### YOUR OBJECTIVE
Retype all material exactly. Pictures stay out of the copy.

### SUPPLIED INFORMATION
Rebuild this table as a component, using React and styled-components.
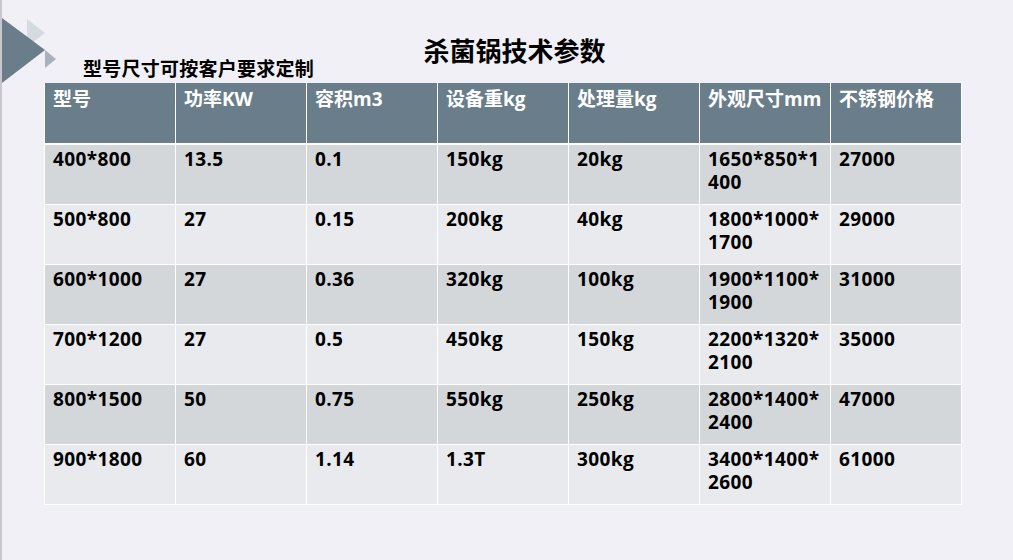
import React from 'react';
import styled, { createGlobalStyle } from 'styled-components';

const GlobalStyle = createGlobalStyle`
  html, body {
    margin: 0;
    padding: 0;
    background: #f2f0f7;
  }
`;

const Slide = styled.div`
  width: 1011px;
  height: 560px;
  border-left: 2px solid #c9c7cd;
  background: #f2f0f7;
  font-family: "Open Sans", "Noto Sans CJK SC", sans-serif;
  font-weight: 700;
  color: #000;
  overflow: hidden;
`;

const Header = styled.header`
  position: relative;
  height: 83px;
`;

const Logo = styled.svg`
  position: absolute;
  left: 0;
  top: 0;
`;

const Title = styled.h1`
  margin: 0;
  padding: 37px 0 0 14px;
  font-family: "Noto Sans CJK SC", sans-serif;
  font-size: 26px;
  line-height: 26px;
  font-weight: 700;
  text-align: center;
`;

const Subtitle = styled.h2`
  margin: -5px 0 0;
  padding-left: 81px;
  font-family: "Noto Sans CJK SC", sans-serif;
  font-size: 19px;
  line-height: 19px;
  font-weight: 700;
  letter-spacing: 0.25px;
`;

const Table = styled.table`
  margin-left: 42px;
  width: 918px;
  table-layout: fixed;
  border-collapse: separate;
  border-spacing: 0;
  border-left: 1px solid #fff;
`;

const HeadCell = styled.th`
  height: 62px;
  padding: 5px 8px 0;
  box-sizing: border-box;
  background: #6a7d8a;
  color: #fff;
  font-size: 19px;
  line-height: 23px;
  font-weight: 700;
  text-align: left;
  vertical-align: top;
  border-right: 1px solid #fff;
  border-bottom: 2px solid #fff;
`;

const Cell = styled.td`
  height: 60px;
  padding: 3px 8px 0;
  box-sizing: border-box;
  background: ${(p) => (p.$odd ? '#d4d7da' : '#e9eaed')};
  font-size: 19px;
  line-height: 23px;
  letter-spacing: 0.4px;
  vertical-align: top;
  word-break: break-all;
  border-right: 1px solid #fff;
  border-bottom: 1px solid #fff;
`;

const columns = ['型号', '功率KW', '容积m3', '设备重kg', '处理量kg', '外观尺寸mm', '不锈钢价格'];

const rows = [
  ['400*800', '13.5', '0.1', '150kg', '20kg', '1650*850*1400', '27000'],
  ['500*800', '27', '0.15', '200kg', '40kg', '1800*1000*1700', '29000'],
  ['600*1000', '27', '0.36', '320kg', '100kg', '1900*1100*1900', '31000'],
  ['700*1200', '27', '0.5', '450kg', '150kg', '2200*1320*2100', '35000'],
  ['800*1500', '50', '0.75', '550kg', '250kg', '2800*1400*2400', '47000'],
  ['900*1800', '60', '1.14', '1.3T', '300kg', '3400*1400*2600', '61000'],
];

const App = () => (
  <>
    <GlobalStyle />
    <Slide>
      <Header>
        <Logo width="60" height="90" viewBox="0 0 60 90">
          <polygon points="25,19 43,33 25,47" fill="#d5d9e0" />
          <polygon points="0,18 43,50 0,83" fill="#6a7d8a" />
          <polygon points="43,50 54,59 43,68" fill="#a9b1bc" />
        </Logo>
        <Title>杀菌锅技术参数</Title>
        <Subtitle>型号尺寸可按客户要求定制</Subtitle>
      </Header>
      <Table>
        <thead>
          <tr>
            {columns.map((c) => (
              <HeadCell key={c}>{c}</HeadCell>
            ))}
          </tr>
        </thead>
        <tbody>
          {rows.map((r, i) => (
            <tr key={r[0]}>
              {r.map((v, j) => (
                <Cell key={j} $odd={i % 2 === 0}>{v}</Cell>
              ))}
            </tr>
          ))}
        </tbody>
      </Table>
    </Slide>
  </>
);

export default App;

### RESULT BELOW
Rebuild this table as a component, using React and styled-components.
import React from 'react';
import styled, { createGlobalStyle } from 'styled-components';

const GlobalStyle = createGlobalStyle`
  html, body {
    margin: 0;
    padding: 0;
    background: #f2f0f7;
  }
`;

const Slide = styled.div`
  width: 1011px;
  height: 560px;
  border-left: 2px solid #c9c7cd;
  background: #f2f0f7;
  font-family: "Open Sans", "Noto Sans CJK SC", sans-serif;
  font-weight: 700;
  color: #000;
  overflow: hidden;
`;

const Header = styled.header`
  position: relative;
  height: 83px;
`;

const Logo = styled.svg`
  position: absolute;
  left: 0;
  top: 0;
`;

const Title = styled.h1`
  margin: 0;
  padding: 37px 0 0 14px;
  font-family: "Noto Sans CJK SC", sans-serif;
  font-size: 26px;
  line-height: 26px;
  font-weight: 700;
  text-align: center;
`;

const Subtitle = styled.h2`
  margin: -5px 0 0;
  padding-left: 81px;
  font-family: "Noto Sans CJK SC", sans-serif;
  font-size: 19px;
  line-height: 19px;
  font-weight: 700;
  letter-spacing: 0.25px;
`;

const Table = styled.table`
  margin-left: 42px;
  width: 918px;
  table-layout: fixed;
  border-collapse: separate;
  border-spacing: 0;
  border-left: 1px solid #fff;
`;

const HeadCell = styled.th`
  height: 62px;
  padding: 5px 8px 0;
  box-sizing: border-box;
  background: #6a7d8a;
  color: #fff;
  font-size: 19px;
  line-height: 23px;
  font-weight: 700;
  text-align: left;
  vertical-align: top;
  border-right: 1px solid #fff;
  border-bottom: 2px solid #fff;
`;

const Cell = styled.td`
  height: 60px;
  padding: 3px 8px 0;
  box-sizing: border-box;
  background: ${(p) => (p.$odd ? '#d4d7da' : '#e9eaed')};
  font-size: 19px;
  line-height: 23px;
  letter-spacing: 0.4px;
  vertical-align: top;
  word-break: break-all;
  border-right: 1px solid #fff;
  border-bottom: 1px solid #fff;
`;

const columns = ['型号', '功率KW', '容积m3', '设备重kg', '处理量kg', '外观尺寸mm', '不锈钢价格'];

const rows = [
  ['400*800', '13.5', '0.1', '150kg', '20kg', '1650*850*1400', '27000'],
  ['500*800', '27', '0.15', '200kg', '40kg', '1800*1000*1700', '29000'],
  ['600*1000', '27', '0.36', '320kg', '100kg', '1900*1100*1900', '31000'],
  ['700*1200', '27', '0.5', '450kg', '150kg', '2200*1320*2100', '35000'],
  ['800*1500', '50', '0.75', '550kg', '250kg', '2800*1400*2400', '47000'],
  ['900*1800', '60', '1.14', '1.3T', '300kg', '3400*1400*2600', '61000'],
];

const App = () => (
  <>
    <GlobalStyle />
    <Slide>
      <Header>
        <Logo width="60" height="90" viewBox="0 0 60 90">
          <polygon points="25,19 43,33 25,47" fill="#d5d9e0" />
          <polygon points="0,18 43,50 0,83" fill="#6a7d8a" />
          <polygon points="43,50 54,59 43,68" fill="#a9b1bc" />
        </Logo>
        <Title>杀菌锅技术参数</Title>
        <Subtitle>型号尺寸可按客户要求定制</Subtitle>
      </Header>
      <Table>
        <thead>
          <tr>
            {columns.map((c) => (
              <HeadCell key={c}>{c}</HeadCell>
            ))}
          </tr>
        </thead>
        <tbody>
          {rows.map((r, i) => (
            <tr key={r[0]}>
              {r.map((v, j) => (
                <Cell key={j} $odd={i % 2 === 0}>{v}</Cell>
              ))}
            </tr>
          ))}
        </tbody>
      </Table>
    </Slide>
  </>
);

export default App;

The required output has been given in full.